Dalrock’s Law of Feminism:  Feminism is the assertion that men are evil and naturally want to harm women, followed by pleas to men to solve all of women’s problems.

Reader The Question found an example of Dalrock’s Law of Feminism at The Age:

Groups of men harassed me to tears in the street – and no one acted

Intrepid feminist Jill Stark went to an event where she had been uncomfortable for her safety before, and found that it happened again.  Surely the good men in the area should have learned from the last time this happened to her!

We’ve been conditioned since childhood to believe it’s our responsibility to change our behaviour and minimise our risk in public spaces but it’s not our actions that need to be policed.

If you are a bystander to the mistreatment of women, you are part of the problem.

What made my experience last week particularly deflating was that exactly the same thing happened to me a few years ago after exactly the same AFL opening round fixture.

What Stark doesn’t understand is that this is a case of tragedy of the commons.  The men around her knew she wasn’t their woman.  This is true in both the specific sense, and in the more general/societal sense.  In the specific sense, Stark tells us a male friend offered to walk with her, and she declined.

At first I was annoyed at myself for not being tougher, and for not taking my friend up on his offer to walk with me.

Oddly she doesn’t say why she declined his help, especially given that she had a bad experience the last time she was alone with the same crowd.  But in general feminists resent men’s offers to help in these kinds of situations because accepting help implies not only that they aren’t as strong as men, but it also risks creating a situation where gratitude is appropriate.  Since surely women are as strong as men, and since ugly feminists live in fear of feeling gratitude, the offer can’t be accepted.  Besides, she should be just fine, since all of the men she doesn’t know, the men who didn’t offer to help, owe her protection on demand.

But her expectation that unknown men owe her protection from even feeling uncomfortable is a poor assumption.  For starters in most of the West good samaritans are seen as dangerous threats to good order, and frequently derided as “playing hero”.  As the most respected comment to the piece explained:

I can tell you why no-one (read: good men) helped: Being a good samaritan is not worth it. There was a similar situation where when a woman was harassed on the train and the men in the same carriage stood up and changed carriages. Looking at the motives, the journalist who was told about the incident did some investigating as to the lack of help.

Turns out men who tried to help women in distress recently were either killed or badly injured assisting, went to jail for assault or murder themselves because they used excessive force in defending the woman, or hurt the assailant enough that he successfully sued the good samaritan.
In all three cases the (good) man and his family suffered greatly.

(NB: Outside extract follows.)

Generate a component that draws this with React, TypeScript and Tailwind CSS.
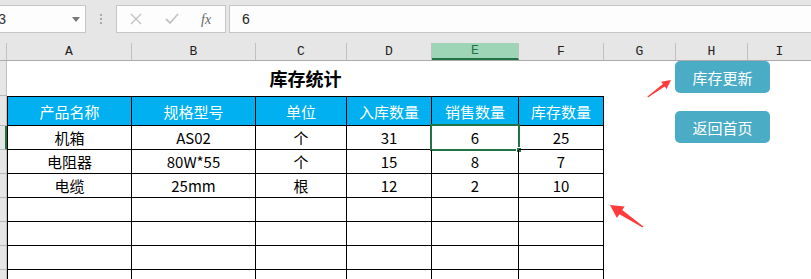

So most people don’t want to risk their own families security and livelihood for some stranger. That’s why. They would prefer to protect their own.

There is another problem with her expectation, and it comes from social dynamics of groups of rowdy strange men.  If her friend were walking her to a car or another safe place the catcallers would have shown less interest.  It is highly unlikely that her friend is strong enough to overcome a group of rowdy football fans, but his presence would cause her not to stand out as (for lack of a better term) an unclaimed woman.  In her gut she surely understands this, and this reality will have any feminist reading mad enough to tear out her leg hair.  On the other hand, once she placed herself standing alone in the vicinity of rowdy fans, she was in their minds unclaimed.  Moreover, if a random stranger challenges a group of men who are catcalling her he will be seen as challenging them personally.  A man protecting a woman or women he is with will be (generally speaking) respected, unless he acts to challenge the group and/or unless the group is especially unruly.  But a white knight who steps forward will be seen as challenging the men to a fight, and there is a good chance they are looking for such a volunteer.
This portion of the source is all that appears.